It's kinda fitting that this type of content-free designer-fluff is published on Medium, but also weird to not be published under a microsoft.com domain. How do I know this isn't a random imposter?
Microsoft are know to mess with their internal blogging platforms every 3-4 years, breaking everyone's links, the formatting of the posts, embedded images, and killing all the comments (see: The Old New Thing). Maybe their staff have had enough?
> Principal Program Manager for fonts and Typography, Microsoft Office Design. Formerly Senior Lead PM for fonts and icons, Microsoft Operating Systems Group.
Peak "Shadow IT"? Maybe it took too much effort to post it on the company blog.
(Maybe they maxed out their user account quota on Jira and couldn't post a ticket to get someone to publish their article. Not that anything this silly could happen in a multinational corporation. I'm surely imagining experiencing that.)
Maybe it's their new approach to marketing. To reach people on popular sites in "look, we're using this site too - we're cool and so modern and no different than you ordinary human" way
It's bizarre isn't it? To read the sort of horse shit people write about fonts you'd think the same text in different fonts conveys different meaning. Maybe this is just yet more wrong -by-design AI output?
Assuming you’re sincere :) The same text in different fonts, or different type setting with the same font, absolutely does convey different meaning. Most simply, UPPERCASE IS SHOUTING.
Letterforms make a huge difference to how text is read, perceived, and remembered, and how much it affects us. Unless you’re a wild outlier in some way, you are affected by type treatments.
I don’t know if you can visualize it, but I clearly can: the word “Daisy” set in (a) an elaborate script font, (b) a blocky slab sans-serif, (c) child-like hand-drawn letters. Most people will assign different meanings to each, and many people will derive more meaning from the type than from the word.
Do you have a child? Would you recognize their hand writing? Same thing.

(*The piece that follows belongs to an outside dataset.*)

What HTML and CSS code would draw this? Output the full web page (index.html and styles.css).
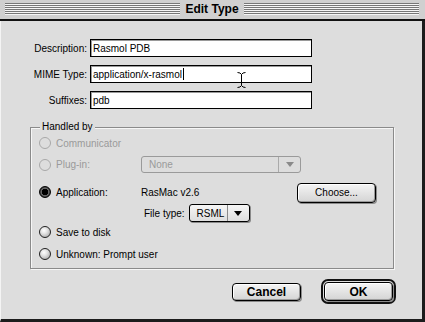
FILE: index.html
```html
<!DOCTYPE html>
<html lang="en">
	<head>
		<meta charset="UTF-8" />
		<title>Edit Type</title>
		<link rel="stylesheet" href="styles.css">
	</head>
	<body>
		<div class="window">
			<div class="titlebar">
				<span class="stripes"></span>
				<span class="title">Edit Type</span>
				<span class="stripes"></span>
			</div>

			<div class="content">
				<div class="fields">
					<div class="field">
						<span class="field-label">Description:</span>
						<div class="input">Rasmol PDB</div>
					</div>
					<div class="field">
						<span class="field-label">MIME Type:</span>
						<div class="input">application/x-rasmol<span class="caret"></span>
							<svg class="ibeam" width="9" height="16" viewBox="0 0 9 16">
								<path d="M0.5 0.5 Q3.5 0.5 4.5 2.5 Q5.5 0.5 8.5 0.5 M4.5 2.5 V13.5 M0.5 15.5 Q3.5 15.5 4.5 13.5 Q5.5 15.5 8.5 15.5" fill="none" stroke="#000" stroke-width="1" />
							</svg>
						</div>
					</div>
					<div class="field">
						<span class="field-label">Suffixes:</span>
						<div class="input">pdb</div>
					</div>
				</div>

				<div class="group">
					<span class="legend">Handled by</span>

					<div class="row row-comm">
						<span class="opt is-disabled"><span class="radio radio-off-disabled"></span>Communicator</span>
					</div>

					<div class="row row-plugin">
						<span class="opt is-disabled"><span class="radio radio-off-disabled"></span>Plug-in:</span>
						<div class="popup popup-disabled popup-plugin">
							<span class="popup-value">None</span>
							<span class="popup-arrow"><span class="tri"></span></span>
						</div>
					</div>

					<div class="row row-app">
						<span class="opt"><span class="radio radio-on"></span>Application:</span>
						<span class="app-name">RasMac v2.6</span>
						<span class="btn btn-choose">Choose...</span>
					</div>

					<div class="row row-filetype">
						<span class="opt"></span>
						<span class="filetype-label">File type:</span>
						<div class="popup popup-filetype">
							<span class="popup-value">RSML</span>
							<span class="popup-arrow"><span class="tri"></span></span>
						</div>
					</div>

					<div class="row row-save">
						<span class="opt opt-wide"><span class="radio radio-off"></span>Save to disk</span>
					</div>

					<div class="row row-unknown">
						<span class="opt opt-wide"><span class="radio radio-off"></span>Unknown: Prompt user</span>
					</div>
				</div>

				<div class="actions">
					<span class="btn btn-cancel">Cancel</span>
					<span class="ok-ring"><span class="btn btn-ok">OK</span></span>
				</div>
			</div>
		</div>
	</body>
</html>
```

FILE: styles.css
```css
body {
	margin: 0;
	font-family: "Liberation Sans", Arial, sans-serif;
	font-size: 10px;
	color: #000;
	background: #dddddd;
}

.window {
	width: 425px;
	height: 322px;
	display: flex;
	flex-direction: column;
	background: #dddddd;
}

/* title bar */
.titlebar {
	flex: none;
	height: 19px;
	display: flex;
	padding: 0 6px 0 5px;
	background: #d0d0d0;
	border-bottom: 2px solid #111;
}

.stripes {
	flex: 1;
	height: 12px;
	margin-top: 3px;
	background: repeating-linear-gradient(to bottom, #777 0 1px, #f6f6f6 1px 2px);
}

.title {
	width: 64px;
	text-align: center;
	font-weight: bold;
	font-size: 12px;
	line-height: 19px;
}

.content {
	flex: 1;
	border-left: 1px solid #f4f4f4;
	border-right: 3px solid #1c1c1c;
	border-bottom: 3px solid #1c1c1c;
	padding-top: 18px;
}

/* text fields */
.fields {
	display: flex;
	flex-direction: column;
	gap: 8px;
}

.field {
	display: flex;
	align-items: center;
	height: 18px;
}

.field-label {
	width: 86px;
	margin-right: 3px;
	text-align: right;
}

.input {
	position: relative;
	width: 222px;
	height: 18px;
	box-sizing: border-box;
	display: flex;
	align-items: center;
	padding-left: 2px;
	border: 1px solid #000;
	background: #fff;
	box-shadow: inset 1px 1px 0 #9a9a9a;
}

.caret {
	width: 1px;
	height: 12px;
	margin-left: 1px;
	background: #000;
}

.ibeam {
	position: absolute;
	left: 146px;
	top: 6px;
}

/* group box */
.group {
	position: relative;
	width: 364px;
	height: 142px;
	box-sizing: border-box;
	margin: 18px 0 0 29px;
	padding-left: 8px;
	border: 1px solid #8a8a8a;
	box-shadow: 1px 1px 0 #f6f6f6, inset 1px 1px 0 #f6f6f6;
}

.legend {
	position: absolute;
	top: -7px;
	left: 9px;
	padding: 0 2px;
	line-height: 12px;
	background: #dddddd;
}

.row {
	display: flex;
	align-items: center;
}

.row-comm { margin-top: 5px; height: 20px; }
.row-plugin { margin-top: 1px; height: 21px; }
.row-app { margin-top: 7px; height: 21px; }
.row-filetype { margin-top: 0; height: 20px; }
.row-save { margin-top: 0; height: 18px; }
.row-unknown { margin-top: 4px; height: 18px; }

.opt {
	flex: none;
	width: 102px;
	display: flex;
	align-items: center;
	gap: 5px;
}

.opt-wide {
	width: auto;
}

.is-disabled {
	color: #9a9a9a;
}

.radio {
	flex: none;
	width: 12px;
	height: 12px;
	box-sizing: border-box;
	border-radius: 50%;
}

.radio-off-disabled {
	border: 1px solid #a8a8a8;
	background: #dddddd;
}

.radio-off {
	border: 1px solid #222;
	background: radial-gradient(circle at 40% 35%, #fff 0, #e4e4e4 35%, #9a9a9a 100%);
}

.radio-on {
	border: 1px solid #000;
	background: radial-gradient(circle, #000 0 3px, #666 3.5px 4px, #333 5px);
}

.row-app .radio {
	margin-bottom: 2px;
}

.app-name {
	width: 156px;
}

.filetype-label {
	margin: 0 4px 0 3px;
}

/* popup menus */
.popup {
	display: flex;
	box-sizing: border-box;
	border: 1px solid #000;
	border-radius: 3px;
	background: linear-gradient(#f6f6f6, #dedede);
	box-shadow: 1px 1px 0 #8a8a8a;
}

.popup-value {
	flex: 1;
	display: flex;
	align-items: center;
	padding-left: 7px;
}

.popup-arrow {
	width: 21px;
	display: flex;
	align-items: center;
	justify-content: center;
	border-left: 1px solid #8a8a8a;
}

.tri {
	width: 0;
	height: 0;
	border-left: 4px solid transparent;
	border-right: 4px solid transparent;
	border-top: 5px solid #000;
}

.popup-plugin {
	width: 160px;
	height: 17px;
}

.popup-filetype {
	width: 61px;
	height: 18px;
}

.popup-disabled {
	border-color: #9a9a9a;
	color: #9a9a9a;
	background: #dddddd;
	box-shadow: none;
}

.popup-disabled .popup-arrow {
	border-left-color: #aaa;
}

.popup-disabled .tri {
	border-top-color: #8a8a8a;
}

/* buttons */
.btn {
	display: flex;
	align-items: center;
	justify-content: center;
	box-sizing: border-box;
	border: 1px solid #000;
	border-radius: 4px;
	background: linear-gradient(#f4f4f4, #d4d4d4);
	box-shadow: inset 1px 1px 0 #fff, inset -1px -1px 0 #9a9a9a, 1px 1px 0 #8a8a8a;
}

.btn-choose {
	width: 79px;
	height: 20px;
}

.actions {
	display: flex;
	align-items: center;
	justify-content: flex-end;
	gap: 20px;
	height: 25px;
	margin-top: 10px;
	padding-right: 26px;
}

.btn-cancel {
	width: 69px;
	height: 18px;
	font-size: 12px;
	font-weight: bold;
}

.ok-ring {
	display: flex;
	box-sizing: border-box;
	width: 75px;
	height: 25px;
	padding: 1px;
	border: 2px solid #111;
	border-radius: 7px;
}

.btn-ok {
	flex: 1;
	font-size: 12px;
	font-weight: bold;
}
```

I am sincere. You've picked some pretty obvious differences. I'm talking about the vast majority of fonts which are to all intents and purposes identical. I don't know if you have a kindle but to restate my original question - if you read the same book using each of the 8 or so built-in fonts, do you seriously believe you are reading 8 different books? I'm sorry, it's just a nonsense. Sure, you can have a favourite font or dislike how..i dunno..descending letters look, but I simply don't believe normal human beings look at a (normal, not comic-sans etc) font and a) give a shit about it, and 2) feel that one is more "professional" or "zippy" or some other adjective, like a designer has reached into their soul.
In this particular instance I disagree. The default Office font is the font that many people will read/write a very significant portion of the text they consume/produce in. So it’s nice if it’s a decent font.
I totally agree though when it comes to longreads of some over funded startup that redesigned their “brand identity” and commissioned some custom “fun, quirky but still authoritative and inclusive” font. That is just designers cirkcle-wanking.